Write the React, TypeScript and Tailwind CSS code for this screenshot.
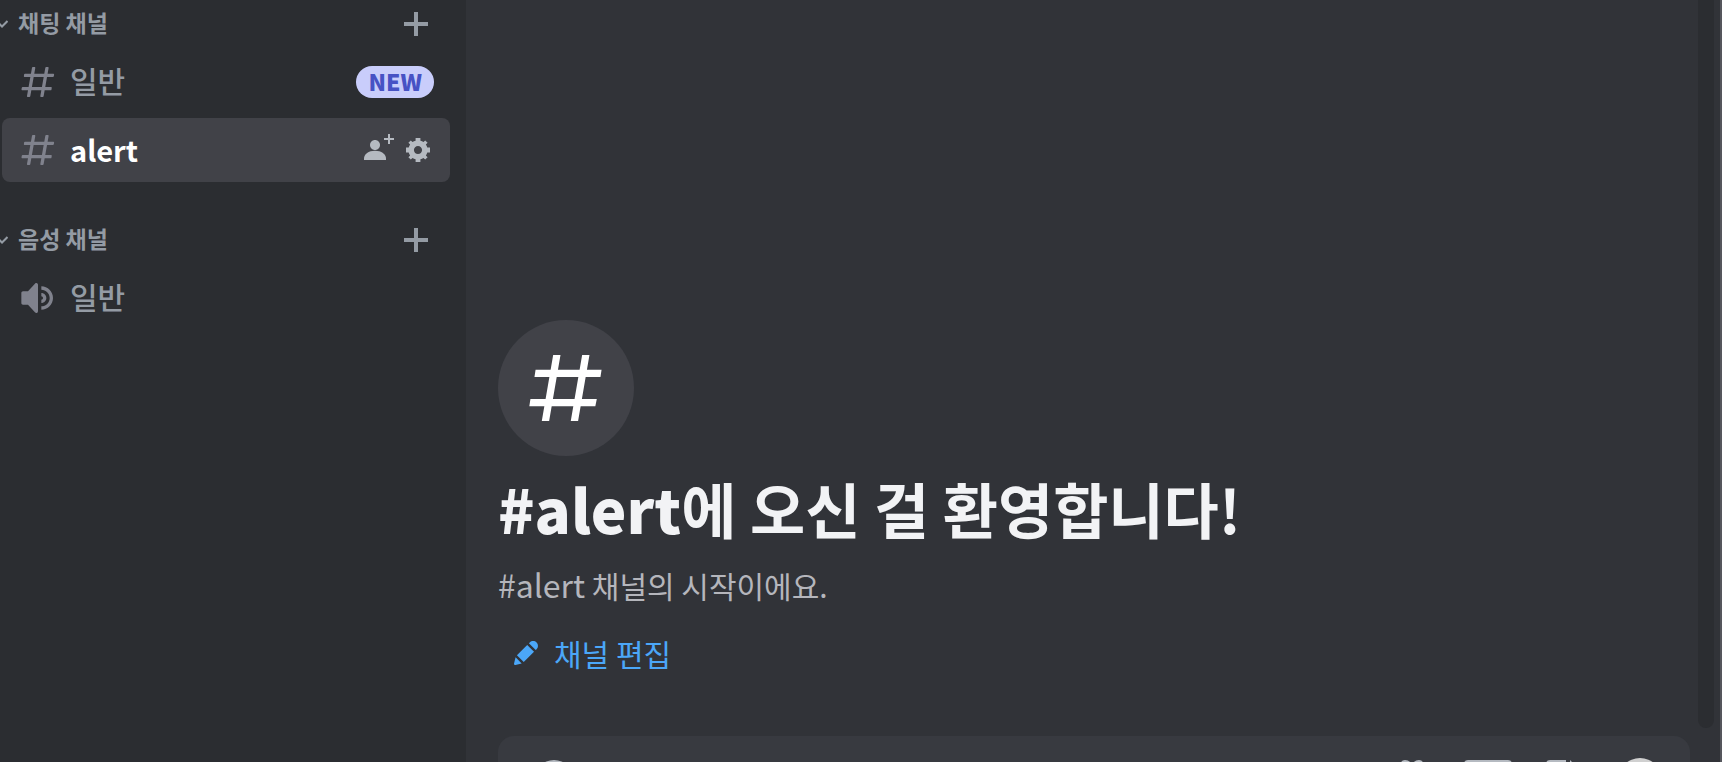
import React from 'react';

interface IconProps {
  className?: string;
}

interface CategoryProps {
  name: string;
  className?: string;
  children: React.ReactNode;
}

function HashIcon({ className }: IconProps) {
  return (
    <svg className={className} viewBox="0 0 24 24" fill="currentColor" aria-hidden="true">
      <path
        fillRule="evenodd"
        clipRule="evenodd"
        d="M5.88657 21C5.57547 21 5.3399 20.7189 5.39427 20.4126L6.00001 17H2.59511C2.28449 17 2.04905 16.7198 2.10259 16.4138L2.27759 15.4138C2.31946 15.1746 2.52722 15 2.77011 15H6.35001L7.41001 9H4.00511C3.69449 9 3.45905 8.71977 3.51259 8.41381L3.68759 7.41381C3.72946 7.17456 3.93722 7 4.18011 7H7.76001L8.39677 3.41262C8.43914 3.17391 8.64664 3 8.88907 3H9.87344C10.1845 3 10.4201 3.28107 10.3657 3.58738L9.76001 7H15.76L16.3968 3.41262C16.4391 3.17391 16.6466 3 16.8891 3H17.8734C18.1845 3 18.4201 3.28107 18.3657 3.58738L17.76 7H21.1649C21.4755 7 21.711 7.28023 21.6574 7.58619L21.4824 8.58619C21.4406 8.82544 21.2328 9 20.9899 9H17.41L16.35 15H19.7549C20.0655 15 20.301 15.2802 20.2474 15.5862L20.0724 16.5862C20.0306 16.8254 19.8228 17 19.5799 17H16L15.3632 20.5874C15.3209 20.8261 15.1134 21 14.8709 21H13.8866C13.5755 21 13.3399 20.7189 13.3943 20.4126L14 17H8.00001L7.36325 20.5874C7.32088 20.8261 7.11337 21 6.87094 21H5.88657ZM9.41045 9L8.35045 15H14.3504L15.4104 9H9.41045Z"
      />
    </svg>
  );
}

function SpeakerIcon({ className }: IconProps) {
  return (
    <svg className={className} viewBox="0 0 24 24" fill="currentColor" aria-hidden="true">
      <path d="M11.383 3.079C11.009 2.925 10.579 3.01 10.293 3.296L6 8.002H3C2.45 8.002 2 8.453 2 9.002V15.002C2 15.552 2.45 16.002 3 16.002H6L10.293 20.71C10.579 20.996 11.009 21.082 11.383 20.927C11.757 20.772 12 20.407 12 20.002V4.002C12 3.599 11.757 3.232 11.383 3.079ZM14 5.002V7.002C16.757 7.002 19 9.246 19 12.002C19 14.759 16.757 17.002 14 17.002V19.002C17.86 19.002 21 15.863 21 12.002C21 8.143 17.86 5.002 14 5.002ZM14 9.002C15.654 9.002 17 10.349 17 12.002C17 13.657 15.654 15.002 14 15.002V13.002C14.551 13.002 15 12.553 15 12.002C15 11.451 14.551 11.002 14 11.002V9.002Z" />
    </svg>
  );
}

function PlusIcon({ className }: IconProps) {
  return (
    <svg className={className} viewBox="0 0 24 24" fill="currentColor" aria-hidden="true">
      <path d="M10 0H14V10H24V14H14V24H10V14H0V10H10Z" />
    </svg>
  );
}

function InviteIcon({ className }: IconProps) {
  return (
    <svg className={className} viewBox="0 0 16 16" fill="currentColor" aria-hidden="true">
      <path d="M14 2H16V3H14V5H13V3H11V2H13V0H14V2Z" />
      <path d="M6.5 8.007C7.88 8.007 9 6.887 9 5.507C9 4.127 7.88 3.007 6.5 3.007C5.12 3.007 4 4.127 4 5.507C4 6.887 5.12 8.007 6.5 8.007Z" />
      <path d="M6.5 8.34C3.26 8.34 1 9.98 1 12.34V13.007H12V12.34C12 9.98 9.74 8.34 6.5 8.34Z" />
    </svg>
  );
}

function GearIcon({ className }: IconProps) {
  return (
    <svg className={className} viewBox="2 2 20 20" fill="currentColor" aria-hidden="true">
      <path
        fillRule="evenodd"
        clipRule="evenodd"
        d="M19.738 10H22V14H19.739C19.498 14.931 19.1 15.798 18.565 16.564L20 18L18 20L16.565 18.564C15.797 19.099 14.932 19.498 14 19.738V22H10V19.738C9.069 19.498 8.203 19.099 7.436 18.564L6 20L4 18L5.436 16.564C4.901 15.799 4.502 14.932 4.262 14H2V10H4.262C4.502 9.068 4.9 8.202 5.436 7.436L4 6L6 4L7.436 5.436C8.202 4.9 9.068 4.502 10 4.262V2H14V4.261C14.932 4.502 15.797 4.9 16.565 5.435L18 3.999L20 5.999L18.564 7.436C19.099 8.202 19.498 9.069 19.738 10ZM12 15.4C13.878 15.4 15.4 13.878 15.4 12C15.4 10.122 13.878 8.6 12 8.6C10.122 8.6 8.6 10.122 8.6 12C8.6 13.878 10.122 15.4 12 15.4Z"
      />
    </svg>
  );
}

function PencilIcon({ className }: IconProps) {
  return (
    <svg className={className} viewBox="0 0 24 24" fill="currentColor" aria-hidden="true">
      <path d="M19.2929 9.8299L19.9409 9.18278C21.353 7.77064 21.353 5.47197 19.9409 4.05892C18.5287 2.64678 16.2292 2.64678 14.817 4.05892L14.1699 4.70694L19.2929 9.8299ZM12.8962 5.97688L5.18469 13.6906L10.3085 18.813L18.0201 11.0992L12.8962 5.97688ZM4.11851 20.9704L8.75906 19.8112L4.18692 15.239L3.02678 19.8796C2.95028 20.1856 3.04028 20.5105 3.26349 20.7337C3.48669 20.9569 3.8116 21.046 4.11851 20.9704Z" />
    </svg>
  );
}

function Category({ name, className, children }: CategoryProps) {
  return (
    <section className={className}>
      <div className="flex h-12 items-center justify-between pr-[38px] text-[#949ba4]">
        <button className="flex items-center gap-[10px] text-[23px] leading-8 font-bold">
          <svg className="h-4 w-2" viewBox="4 0 8 16" fill="none" stroke="currentColor" strokeWidth="2" aria-hidden="true">
            <path d="M1 5.5L6 10.5L11.5 5" />
          </svg>
          <span className="pb-1">{name}</span>
        </button>
        <button aria-label="채널 만들기">
          <PlusIcon className="size-6" />
        </button>
      </div>
      <ul className="flex flex-col gap-1 pt-[2px] pr-4 pl-[2px]">{children}</ul>
    </section>
  );
}

export default function App() {
  return (
    <div className="flex h-screen overflow-hidden border-r-2 border-[#55565c] bg-[#313338] font-['Noto_Sans_CJK_KR',sans-serif]">
      <nav className="w-[466px] shrink-0 bg-[#2b2d31] text-[30px] leading-10 font-medium text-[#949ba4]">
        <Category name="채팅 채널">
          <li className="flex h-16 items-center rounded-lg pr-4 pl-4">
            <a href="#general" className="flex flex-1 items-center gap-3">
              <HashIcon className="size-10 text-[#80828d]" />
              <span className="pb-1">일반</span>
            </a>
            <span className="flex h-8 items-center rounded-full bg-[#c9cdfb] px-3 pb-[2px] text-[23px] leading-8 font-black text-[#4752c4]">NEW</span>
          </li>
          <li className="flex h-16 items-center rounded-lg bg-[#414248] pr-5 pl-4">
            <a href="#alert" className="flex flex-1 items-center gap-3 text-white">
              <HashIcon className="size-10 text-[#80828d]" />
              <span className="pb-[2px] text-[29px] font-bold">alert</span>
            </a>
            <div className="flex items-center gap-3 text-[#b5bac1]">
              <button aria-label="초대하기">
                <InviteIcon className="size-8" />
              </button>
              <button aria-label="채널 설정">
                <GearIcon className="size-6" />
              </button>
            </div>
          </li>
        </Category>

        <Category name="음성 채널" className="mt-[34px]">
          <li className="flex h-16 items-center rounded-lg pl-4">
            <a href="#voice" className="flex flex-1 items-center gap-3">
              <SpeakerIcon className="size-10 text-[#80828d]" />
              <span className="pb-1">일반</span>
            </a>
          </li>
        </Category>
      </nav>

      <main className="flex min-w-0 flex-1 flex-col">
        <div className="flex min-h-0 flex-1 justify-between pr-[6px] pb-2">
          <div className="flex flex-col items-start justify-end pb-[43px] pl-8">
            <div className="flex size-[136px] items-center justify-center rounded-full bg-[#414248]">
              <svg className="size-[88px] text-white" viewBox="0 0 24 24" fill="currentColor" aria-hidden="true">
                <path d="M8.500 3H10.500L7.400 21H5.400ZM16.400 3H18.400L15.300 21H13.300Z" />
                <path d="M3.700 7H21.700L21.400 9H3.400ZM2.300 15H20.400L20 17H2Z" />
              </svg>
            </div>
            <h1 className="mt-3 text-[60px] leading-20 font-bold text-[#f2f3f5]">
              <span className="font-black">#alert</span>에 오신 걸 환영합니다!
            </h1>
            <p className="mt-4 text-[30px] leading-10 text-[#b5b6bc]">
              <span className="text-[32px]">#alert</span> 채널의 시작이에요.
            </p>
            <button className="mt-4 flex h-16 items-center gap-3 pl-3 text-[30px] leading-10 text-[#4ba7f8]">
              <PencilIcon className="size-8" />
              채널 편집
            </button>
          </div>
          <div className="w-4 rounded-b-full bg-[#2b2d31]" />
        </div>

        {/* Composer, mostly below the fold */}
        <form className="mr-[30px] -mb-[62px] ml-8 flex h-[88px] shrink-0 items-center rounded-2xl bg-[#383a40] pr-[26px] pl-8 text-[#b5bac1]">
          <button type="button" aria-label="파일 첨부">
            <svg className="size-12" viewBox="0 0 24 24" fill="currentColor" aria-hidden="true">
              <path fillRule="evenodd" d="M12 2A10 10 0 1 0 12 22A10 10 0 0 0 12 2ZM17 13H13V17H11V13H7V11H11V7H13V11H17Z" />
            </svg>
          </button>
          <input type="text" aria-label="메시지" className="h-full min-w-0 flex-1 bg-transparent px-6 text-[30px] outline-none" />
          <div className="flex items-center gap-7">
            <button type="button" aria-label="선물">
              <svg className="size-12" viewBox="0 0 24 24" fill="none" stroke="currentColor" strokeWidth="2" aria-hidden="true">
                <path d="M3 8H21V12H3ZM4.500 12V21H19.500V12M12 8V21M12 8C7 8 6 3 8.500 3C11 3 12 6 12 8C12 6 13 3 15.500 3C18 3 17 8 12 8" />
              </svg>
            </button>
            <button type="button" aria-label="GIF">
              <svg className="size-12" viewBox="0 0 24 24" fill="currentColor" aria-hidden="true">
                <rect y="2" width="24" height="20" rx="2" />
              </svg>
            </button>
            <button type="button" aria-label="스티커">
              <svg className="size-12" viewBox="0 0 24 24" fill="currentColor" aria-hidden="true">
                <path d="M5 2H13V9H20V20A2 2 0 0 1 18 22H5A2 2 0 0 1 3 20V4A2 2 0 0 1 5 2ZM15 2L20 7H15Z" />
              </svg>
            </button>
            <button type="button" aria-label="이모지">
              <svg className="size-12" viewBox="0 0 24 24" fill="#d0d0d0" aria-hidden="true">
                <circle cx="12" cy="12" r="11" />
              </svg>
            </button>
          </div>
        </form>
      </main>
    </div>
  );
}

------------------------

§ **What to produce**
Count every line above that holds the string "React" and give the total, nothing more.

§ **The output**
3